The Fleet Prison stood on the banks of the Fleet River. Over the river in Southwark, the Marshalsea and the King’s (or Queen’s) Bench Prisons stood side by side. The Marshalsea and Fleet both closed in 1842, merging with the Queen’s Bench Prison to form the Queen’s Prison, which itself closed in 1862, Thereafter; there were no defined debtors’ prisons. Imprisonment for debt was abolished in 1869. Nothing remains of the Fleet, King's Bench or Whitecross Street, but remnants of the Marshalsea are still be to found in Southwark.
 
The Court for the Relief of Insolvent Debtors was established in 1813. This allowed debtors to be released on condition that they handed over all their assets. The Debtors’ Act of 1869 abolished imprisonment for debt, although a debtor who had the means to pay but chose not to, could still be imprisoned for up to six weeks, introducing the principle that no man may be imprisoned unless his default is wilful. By 1877, only 3.1 per cent of all committals to prison were for debt.

Life inside London's debtors' prisons

Life in London’s debtors prisons was, to say the very least, unusual. Whitecross Street was close to a regular criminal prison but the Fleet, Marshalsea and King’s Bench were another matter. Debtors were allowed extensive privileges compared to other prisoners, including being allowed visitors, their own food and clothing, and the right to work at their trade or profession as far as was feasible in prison.
 
Accommodation was in single or shared rooms, although many prisoners were not permanently incarcerated within the prisons. As long as they paid the keeper, prisoners who could provide security and pay off part of their debt, could take lodgings within an area outside the prison walls called the ‘Liberty’ or ‘Rules’. In 1776 only about a third of prisoners lived outside the King’s Bench.
 
John Howard in 1776 reported of The Fleet: "They also play in the court-yard at skittles, mississippi, fives, tennis, &c.
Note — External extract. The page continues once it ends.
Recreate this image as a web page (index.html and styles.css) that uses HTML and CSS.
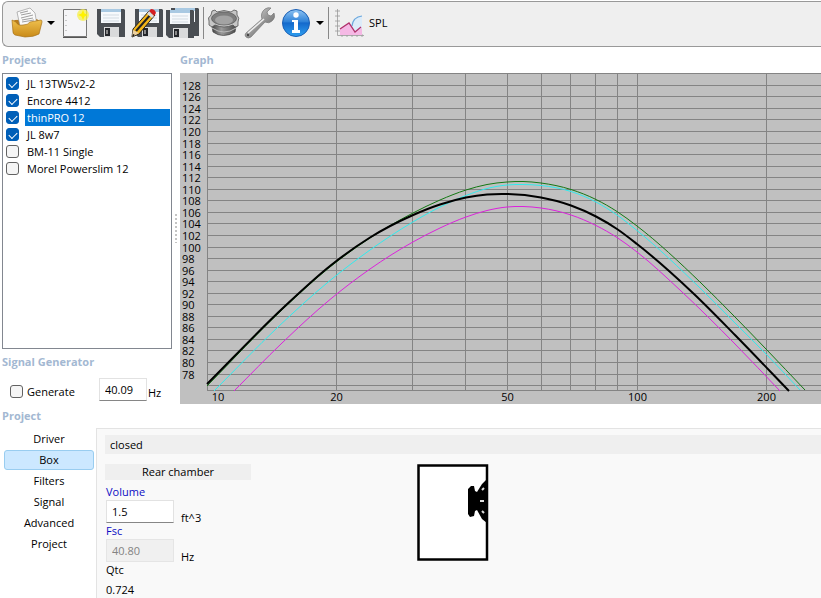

And not only Prisoners: I saw among them several butchers and others from the market; who are admitted here as at another public house. The same may be seen in other Prisons where the Gaoler keeps or lets the tap. Besides the inconvenience of this to Prisoners; the frequenting of a Prison lessens the dread of being confined in one. On Monday night there was a Wine-Club: on Thursday night a Beer-Club: each lasting usually till one or two in the morning. I need not say how much riot these occasions; and how sober Prisoners and those who are sick are annoyed by them."
 
Many prisoners found it more acceptable to live in relative comfort in debtors' prison rather than in poverty outside.

How to find the records of inmates

The records for the Fleet (1686-1842), King’s Bench (1719-1862) and Marshalsea (1773-1861) are held at The National Archives in Series PRIS 1-11. Genealogy website Ancestry has details of over 700,000 criminals detained in the Marshelsea, King’s Bench and Fleet prisons from 1734 to 1862, although these are only a small proportion of the records held at The National Archives. For those imprisoned for debt outside London, records are mostly going to be held locally within the records of the Quarter Sessions.